Each week, our editors gather their favorite finds from around the internet and recommend them to you right here. These are not articles about watches, but rather outstanding examples of journalism and storytelling covering topics from fashion and art to technology and travel. So go ahead, pour yourself a cup of coffee, put your feet up, and settle in.
Unlike your refrigerator, the world has more than one freezer, and up north, you have something called permafrost, which is, as they say, just what it says on the tin. Permafrost is a layer of soil which remains frozen from one season to the next, and for even longer – the oldest permafrost can be tens of thousands of years old. Like your freezer, permafrost can hold things in a kind of suspended animation. Not everything in the permafrost layer is good for thousands of years – freezer burn is a thing, after all – but things like bacterial spores and viruses can sometimes awaken, zombie-like, after millennia, and trouble the living (the thawing of permafrost led to an anthrax outbreak in Siberia in 2018). Scientific American talks about the long, cold quiet of permafrost which holds so many entities which appear to consigned to oblivion – and which makes us aware of the surprising dangers which may arise when warming permafrost releases what lies beneath.

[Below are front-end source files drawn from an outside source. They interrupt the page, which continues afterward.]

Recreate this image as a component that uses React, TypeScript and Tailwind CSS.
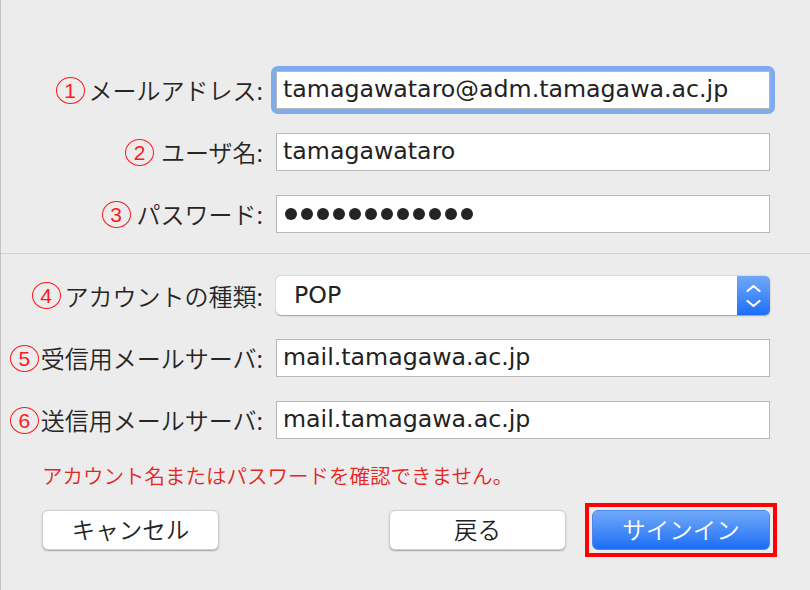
import React from "react";

const JP = "font-['Noto_Sans_CJK_JP',sans-serif] font-[350]";
const LAT = "font-['DejaVu_Sans','Noto_Sans_CJK_JP',sans-serif]";

function Num({ n }: { n: string }) {
  return (
    <span className="inline-flex w-[29px] h-[27px] items-center justify-center rounded-[50%] border-[1.5px] border-[#ff1a1a] text-[#ff1a1a] text-[21px] leading-none font-['Liberation_Sans',sans-serif] font-normal shrink-0">
      {n}
    </span>
  );
}

function Label({ n, text, gap }: { n: string; text: string; gap: string }) {
  return (
    <div className={`w-[262px] flex items-center justify-end ${JP} text-[24px] text-[#262626] leading-none`}>
      <Num n={n} />
      <span className={gap}>{text}</span>
    </div>
  );
}

function Field({ value, focus }: { value: string; focus?: boolean }) {
  const box = (
    <div
      className={`w-[494px] h-[38px] bg-white border border-[#b8b8b8] flex items-center pl-[6px] ${LAT} text-[23.7px] text-[#222] leading-none`}
    >
      {value}
    </div>
  );
  if (focus)
    return (
      <div className="-m-[5px] p-[5px] rounded-[7px] bg-[#7fabef]">{box}</div>
    );
  return box;
}

export default function App() {
  return (
    <div className="w-[810px] h-[590px] bg-[#ececec] border-l border-[#c2c2c2] flex flex-col">
      <div className="flex flex-col gap-[24px] pt-[71px]">
        <div className="flex items-center gap-[13px]">
          <Label n="1" text="メールアドレス:" gap="ml-[4px]" />
          <Field value="tamagawataro@adm.tamagawa.ac.jp" focus />
        </div>
        <div className="flex items-center gap-[13px]">
          <Label n="2" text="ユーザ名:" gap="ml-[7px]" />
          <Field value="tamagawataro" />
        </div>
        <div className="flex items-center gap-[13px]">
          <Label n="3" text="パスワード:" gap="ml-[6px]" />
          <div className="w-[494px] h-[38px] bg-white border border-[#b8b8b8] flex items-center pl-[8px] gap-[4px]">
            {Array.from({ length: 12 }).map((_, i) => (
              <span key={i} className="w-[12px] h-[12px] rounded-full bg-[#232323]" />
            ))}
          </div>
        </div>
      </div>

      <div className="mt-[20px] h-px bg-[#d4d4d4]" />

      <div className="flex flex-col gap-[24px] mt-[22px]">
        <div className="flex items-center gap-[13px]">
          <Label n="4" text="アカウントの種類:" gap="ml-[4px]" />
          <div className="w-[494px] h-[39px] flex rounded-[5px] bg-white shadow-[0_0.5px_1.5px_rgba(0,0,0,0.35)]">
            <div className={`flex-1 flex items-center pl-[18px] ${LAT} text-[23.7px] text-[#222] leading-none`}>
              POP
            </div>
            <div className="w-[33px] rounded-r-[5px] bg-gradient-to-b from-[#6fa8f8] to-[#1a6ef6] flex flex-col items-center justify-center gap-[8px]">
              <svg width="15" height="7" viewBox="0 0 15 7">
                <path d="M1.5 6 L7.5 1 L13.5 6" fill="none" stroke="white" strokeWidth="2.2" strokeLinecap="round" strokeLinejoin="round" />
              </svg>
              <svg width="15" height="7" viewBox="0 0 15 7">
                <path d="M1.5 1 L7.5 6 L13.5 1" fill="none" stroke="white" strokeWidth="2.2" strokeLinecap="round" strokeLinejoin="round" />
              </svg>
            </div>
          </div>
        </div>
        <div className="flex items-center gap-[13px]">
          <Label n="5" text="受信用メールサーバ:" gap="ml-[2px]" />
          <Field value="mail.tamagawa.ac.jp" />
        </div>
        <div className="flex items-center gap-[13px]">
          <Label n="6" text="送信用メールサーバ:" gap="ml-[2px]" />
          <Field value="mail.tamagawa.ac.jp" />
        </div>
      </div>

      <div className={`mt-[24px] pl-[41px] ${JP} text-[20.5px] leading-[24px] text-[#e3261e]`}>
        アカウント名またはパスワードを確認できません。
      </div>

      <div className={`mt-[16px] flex items-center pl-[41px] ${JP}`}>
        <button className="w-[177px] h-[40px] rounded-[6px] bg-white border border-[#cfcfcf] shadow-[0_1px_1.5px_rgba(0,0,0,0.3)] text-[23.5px] text-[#222] leading-none">
          キャンセル
        </button>
        <button className="ml-[170px] w-[177px] h-[40px] rounded-[6px] bg-white border border-[#cfcfcf] shadow-[0_1px_1.5px_rgba(0,0,0,0.3)] text-[23.5px] text-[#222] leading-none">
          戻る
        </button>
        <div className="ml-[19px] border-[4px] border-[#ff0000] p-[3px]">
          <button className="w-[178px] h-[40px] rounded-[6px] bg-gradient-to-b from-[#70a9f8] to-[#196cf5] border border-[#4c88e8] text-[23.5px] text-white leading-none">
            サインイン
          </button>
        </div>
      </div>
    </div>
  );
}
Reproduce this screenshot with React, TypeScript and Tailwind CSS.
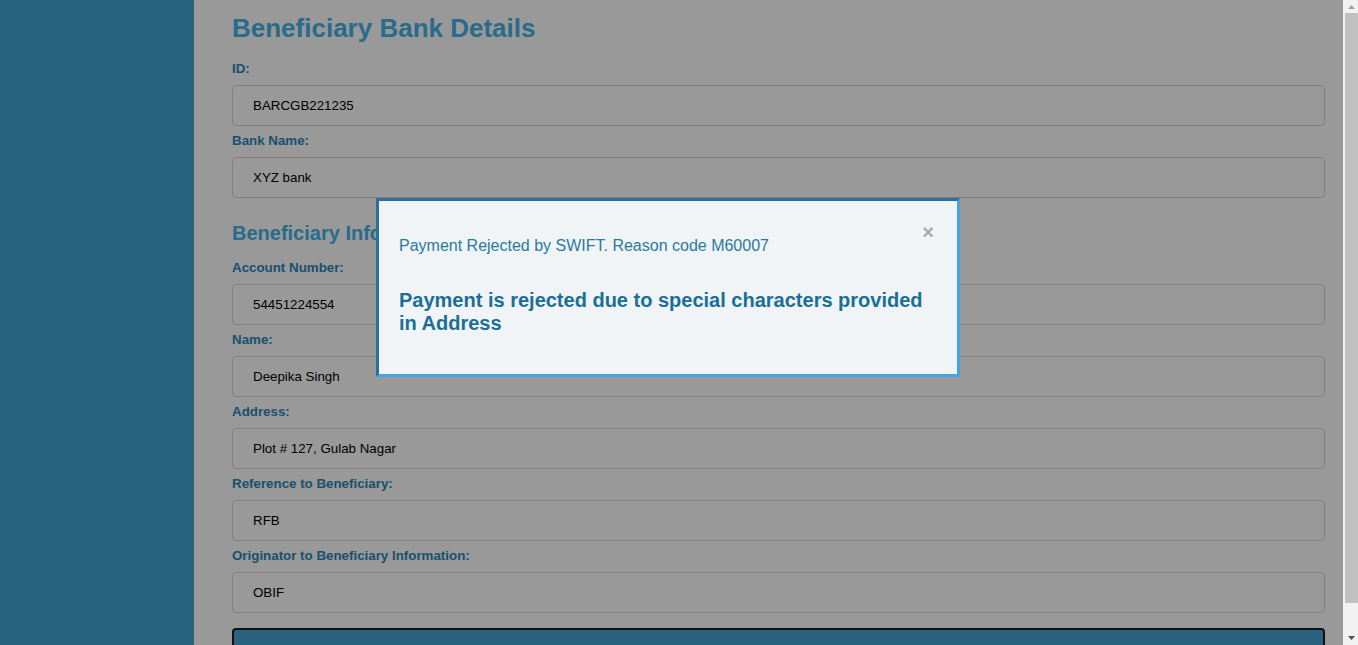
import React from "react";

const fields = [
  { label: "Account Number:", value: "54451224554" },
  { label: "Name:", value: "Deepika Singh" },
  { label: "Address:", value: "Plot # 127, Gulab Nagar" },
  { label: "Reference to Beneficiary:", value: "RFB" },
  { label: "Originator to Beneficiary Information:", value: "OBIF" },
];

function Field({ label, value }: { label: string; value: string }) {
  return (
    <div className="mb-[7px]">
      <label className="block text-[13.33px] font-bold leading-[16px] text-[#2e86b8]">{label}</label>
      <input
        readOnly
        value={value}
        className="mt-2 block h-[41px] w-full rounded-[4px] border border-[#d5d5d5] bg-white px-[20px] text-[13.33px] text-black outline-none"
      />
    </div>
  );
}

// drawn page scrollbar (the browser hides the real one)
function Scrollbar() {
  return (
    <div className="flex h-screen w-[15px] shrink-0 flex-col bg-[#f1f1f1]">
      <div className="flex h-[13px] items-center justify-center pl-[2px]">
        <svg width="7" height="4" viewBox="0 0 7 4"><path d="M3.5 0L7 4H0z" fill="#a3a3a3" /></svg>
      </div>
      <div className="ml-[2px] h-[590px] bg-[#c1c1c1]" />
      <div className="flex-1" />
      <div className="flex h-[15px] items-center justify-center pl-[2px]">
        <svg width="7" height="4" viewBox="0 0 7 4"><path d="M0 0H7L3.5 4z" fill="#505050" /></svg>
      </div>
    </div>
  );
}

export default function App() {
  return (
    <div className="flex h-screen font-['Liberation_Sans',Arial,sans-serif]">
      <div className="relative h-full flex-1">
        <div className="h-full overflow-hidden">
          <div className="flex min-h-full">
            <aside className="w-[194px] shrink-0 bg-[#46a5d5]" />

            <main className="flex-1 bg-white pl-[38px] pr-[18px] pt-[13px]">
              <h1 className="mb-[18px] text-[26px] font-bold leading-[30px] text-[#45b2e8]">Beneficiary Bank Details</h1>
              <Field label="ID:" value="BARCGB221235" />
              <Field label="Bank Name:" value="XYZ bank" />

              <h2 className="mb-[15px] mt-[24px] text-[20px] font-bold leading-[23px] text-[#45b2e8]">Beneficiary Information</h2>
              {fields.map((f) => (
                <Field key={f.label} label={f.label} value={f.value} />
              ))}

              <button
                aria-label="Submit"
                className="mb-1 mt-[15px] block h-[40px] w-full rounded-[4px] border-2 border-[#1c1c1c] bg-[#46a5d5]"
              />
            </main>
          </div>
        </div>

        <div className="absolute inset-0 flex items-start justify-center bg-black/40 pr-[7px] pt-[198px]">
          <div className="relative w-[584px] border-[3px] border-b-[#46a3e0] border-l-[#2b6f9c] border-r-[#46a3e0] border-t-[#2b6f9c] bg-[#f0f4f7] px-[20px] pb-[39px] pt-[36px]">
            <button className="absolute right-[23px] top-[20px] text-[20px] font-bold leading-[23px] text-[#aaaaaa]">×</button>
            <p className="mb-[34px] text-[16px] leading-[18px] text-[#2a7aa0]">
              Payment Rejected by SWIFT. Reason code M60007
            </p>
            <h3 className="pr-[10px] text-[20px] font-bold leading-[23px] text-[#1a6f96]">
              Payment is rejected due to special characters provided in Address
            </h3>
          </div>
        </div>
      </div>

      <Scrollbar />
    </div>
  );
}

I’m not going to lie – I welled up with a sense of pride when I saw this headline sitting on the front page of The New York Times‘ website earlier this week. I got my start in journalism writing about Savile Row as a 20-year-old study abroad student in London, and the Row is about as special a place as any on planet Earth for me. To see these incredible craftspeople and their struggles, ingenuity, and dedication celebrated like this makes me very proud to call many of them friends, and it has me jonesing for a trip to London worse than I can say.